La tradition des bustes des Premiers ministres est née en 1850, sous l’impulsion de Charles Rogier. Depuis, chaque “chef de cabinet” (nom donné au chef du gouvernement à l’époque), et ensuite chaque Premier ministre, a eu droit à son buste. Leur arrivée dans les couloirs du parlement ne suit par contre pas une logique chronologique. Guy Verhofstadt, par exemple, Premier de 1999 à 2008, n’a pas encore fait ériger son buste alors que plusieurs de ses successeurs l’ont déjà fait.
Longues procédures
Les procédures menant à la concrétisation de la sculpture peuvent être assez longues. Dès la fin de la législature, la conservatrice du parlement prend contact avec l’ex-Premier ministre. Il faut ensuite choisir une artiste, déterminer les conditions, choisir si l’on préfère poser ou donner une photo, faire un contrat, l’œuvre doit s’intégrer parmi les autres œuvres de la galerie… des éléments qui ne sont pas forcément prioritaires dans l’emploi du temps des politiques.

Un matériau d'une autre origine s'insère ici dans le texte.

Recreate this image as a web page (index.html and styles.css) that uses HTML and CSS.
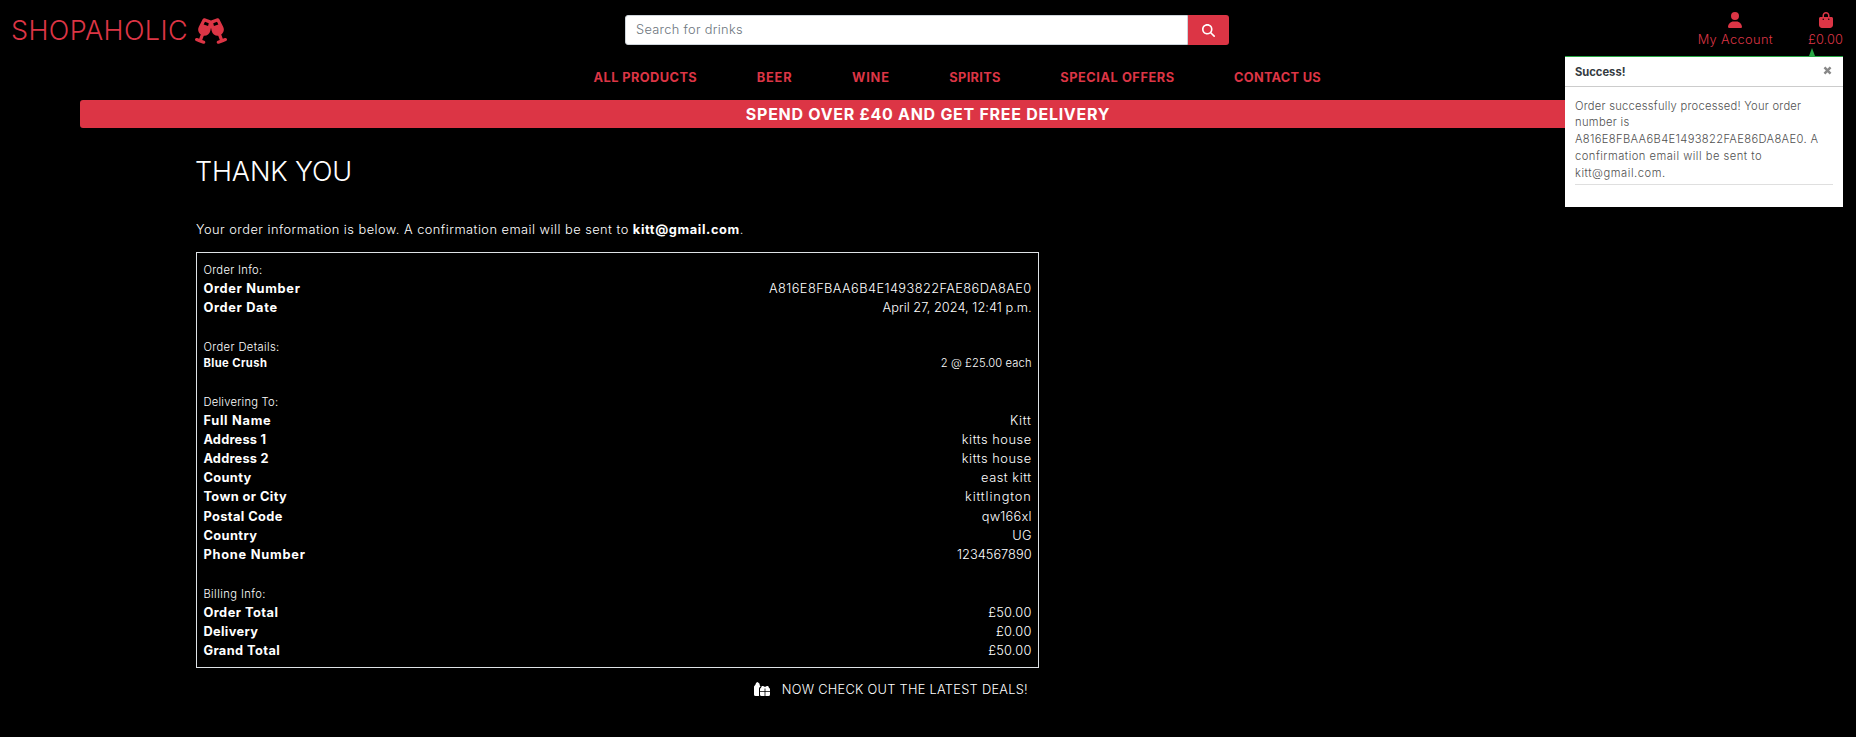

L’arrivée du buste de Sophie Wilmès sera toutefois symboliquement importante puisqu’elle marquera une rupture dans un univers encore très masculin. Car même chez les créateurs, la sélection allait toujours majoritairement vers les hommes.
Les présidents de la Chambre, par exemple, ont également droit à une représentation. En l’occurrence, il s’agit d’un tableau et non d’un buste. Or, “sur les 41 portraits de la galerie des présidents de la Chambre, trois ont été confiés à une femme”, nous explique Sophie Wittemans, conservatrice du Palais de la Nation. ” Il s’agit chronologiquement de Paul Kronacker, portraituré par Marie Terlamen en 1962, de Joseph Michel portraituré par Françoise André en 1987 et d’Herman Van Rompuy, qui a confié son portrait à Anne Van Herreweghen en 2011. Dans les salles de commission historiques se trouvent 9 tableaux dont 3 portraits peints par Marie Terlamen.”
Un changement supplémentaire pourrait advenir au terme de cette législature puisque, pour la première fois, la Chambre a désigné une femme présidente en la personne d’Eliane Tillieux (PS).
9 % d’artistes femmes
”Il y a, comme partout, plus d’artistes masculins que féminins dans les collections de la Chambre. Mais il y a quand même 9 % d’artistes femmes dans les collections de la Chambre (12 % au Sénat), ce qui est bien mieux que beaucoup de musées”, poursuit Sophie Wittemans. “Les 6 peintures de paysages des couloirs ainsi que les sculptures de bustes de Premiers ministres n’ont, jusqu’à présent, été confiés qu’à des hommes. Mais peut-être que Sophie Wilmès y apportera du changement ?”
Si aujourd’hui, un soin plus important est accordé aux choix des créateurs ainsi qu’aux personnes représentées, par le passé certaines décisions ont donné lieu à des inversions surprenantes. Le baron Paul Kronacker (1897-1994) avait confié la réalisation de son portrait à Marie Terlamen, mais 10 ans plus tard, ce portrait a été remplacé par un portrait peint par Luc De Decker. En l’apprenant, la présidente la Chambre a exigé que les deux portraits soient exposés côte à côte. “Et d’expérience, je peux vous dire que bien des visiteurs préfèrent nettement le portrait réalisé par Marie Terlamen”, sourit Sophie Wittemans.